To think Hilary Clinton knows what it's like to live like an average person is absurd to me. The Clintons have a net worth of tens of millions of dollars, if not hundreds combined. Does that not seem strange to you? The difference in lifestyle from someone on $30,000 to $300,000 is huge. From $300,000 to $3,000,000 is again large but slightly less distant. From $30,000,000 to $3,000,000,000 is I would say, just as alien to the person on $30,000 a year.
At least you came along and were honest about your wealth, it was another sign that you had come from the private sector, had succeeded and were going to run the country like a good business. Increasing efficiency, cutting costs, and increasing profits. Putting more money into the hands of everyday Americans. Not by borrowing more money, which is so often the case but that eventually comes back to bite everyone in the rear.

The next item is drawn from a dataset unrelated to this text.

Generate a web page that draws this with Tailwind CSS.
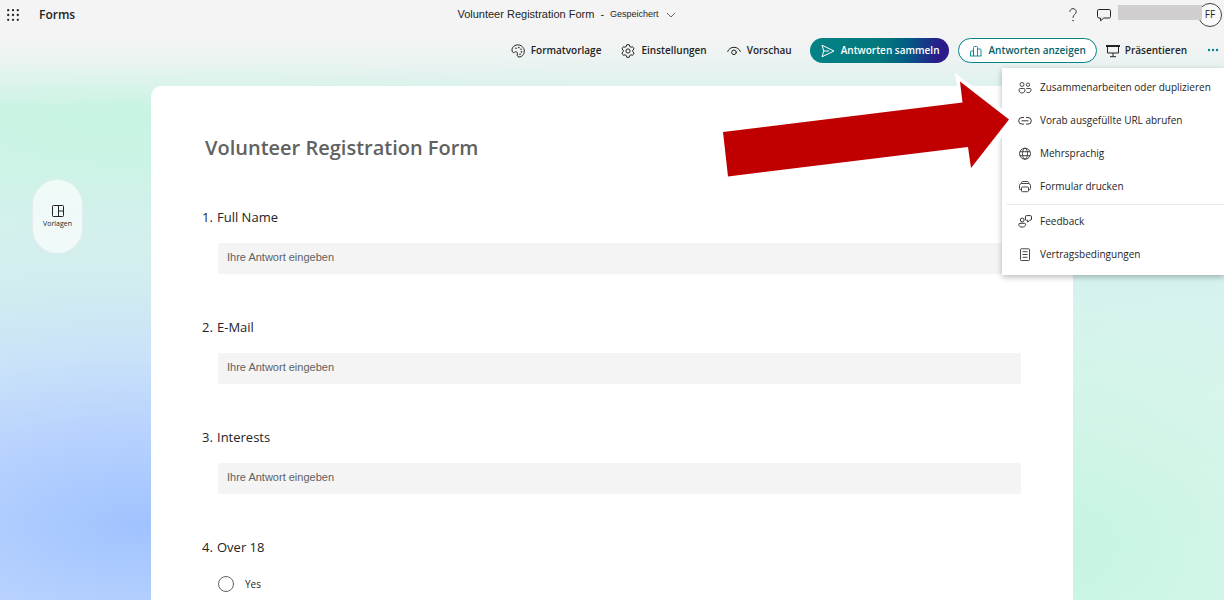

There is a perception that politicians can be bought by powerful corporations through donations in order to promote policies that benefit those industries. How can a billionaire be bought? These companies would have to donate hundreds and hundreds of millions in order to even get noticed. That was the perception anyway, that you couldn't be bought and that whether right or wrong the policies that you were hoping to implement were because you felt they were right. Of that I, and so many others had no doubt.
Fast forward to 2021, and now we are at the end of your time in office, and I can't help but feel that this was such a wasted opportunity to bring in a new type of politics. You shocked everyone in 2016 by being elected, but to those who voted for you and for the silent majority of people who for so long hadn't been listened to by politicians, it was no surprise. You were so different from what came before. A man who said what he believed, with no filter, who to me anyway, chose to ran, not out of monetary gain but because they felt they could run the country well and help the lives of ordinary people (although I'm sure ego was a contributing factor but when is it ever not for politicians).
You had the chance for real change but you tripped up at nearly every hurdle, like a blindfolded drink on stilts. There is unfortunately a balancing act to being a president (not speaking from experience here). When you are president of the United States, the leader of the West and the free world, the single most powerful man in the world, you need to play the part to a certain extent. It doesn't mean selling out your principles of speaking directly and in what you believe but you must also temper that with a calming reassurance not only to your citizens but the rest of the world. You can rock the boat (as it needed to be) but you can't ram it into an iceberg.
There were many successes to your presidency don't get me wrong and in order to be balanced it is important to point these out. From tax reform, to momentarily at least pacifying North Korea by becoming the first US President to meet the North Korean leader in North Korea.
However, as time went on, particularly towards the end of your presidency you failed to become the candidate that so many believed you could be.
You fanned the flames of anger, and the riot in the Capital last week was a perfect and altogether horrifying summary of your presidency.
Rioting on any side of the political divide is bad.
Violence for any reason should be discouraged.
Political scrutiny should be settled via the ballot box, not through an invasion of your Capitol building.
Now 5 people are dead, including a police officer, just doing their job. None of them should ever have died. They should never have been in that situation in the first place.
Everyone has free will, and those people chose to be there. However, you had the chance to speak to them and ask them to go no further. You were against violence and rioters earlier in the year, but when it potentially benefitted you it was ok. Now 5 people are dead and the rest of the world is watching.
You had the chance to be something so much more, not just for America but for the rest of the world. A new type of Politician, who said what they thought, wasn't afraid of offending people (when it meant real progress could be achieved on the other side) and who couldn't be bought by anyone. Instead you have blood on your hands and the hatred and tension throughout your country is at boiling point. It's genuinely scary to think what on earth will happen next.